I’ll give you an example. People live in the space of radio waves. I mean everybody. Anybody with a cell phone is occupying the spaces of radio broadcasts of multiple kinds. So we live in the architecture of radio, which is infinitely more complex than any building. This is the architecture of the emergent generation. And yet in schools of architecture, we produce physical objects as if they would be the center of the universe—but they are almost counter objects. They’re a kind of memorial to an impossible dream of stability and security.

So radio space demands new kinds of architecture.
For most people, the first thing that wakes them up is their cell phone, which they are more or less sleeping with. They then touch the phone with a tenderness normally reserved for people they love, and it’s probably the last thing they look at before they sleep.
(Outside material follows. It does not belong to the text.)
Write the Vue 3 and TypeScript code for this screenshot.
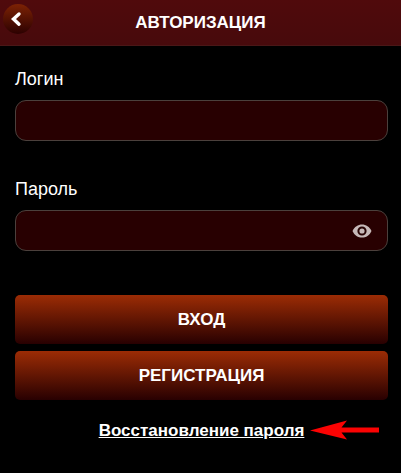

So conscious life and cell phones and all the radio communication from that cell phone, all the data sets and friends—consciousness is now inseparable from that piece of technology. So let’s just imagine that the client for architecture, the person for whom we design, is inseparable from radio. Their consciousness is embedded in those technologies in a way that used to be thought of as science fiction. Doesn’t that mean that schools of architecture have to radically update their assumptions?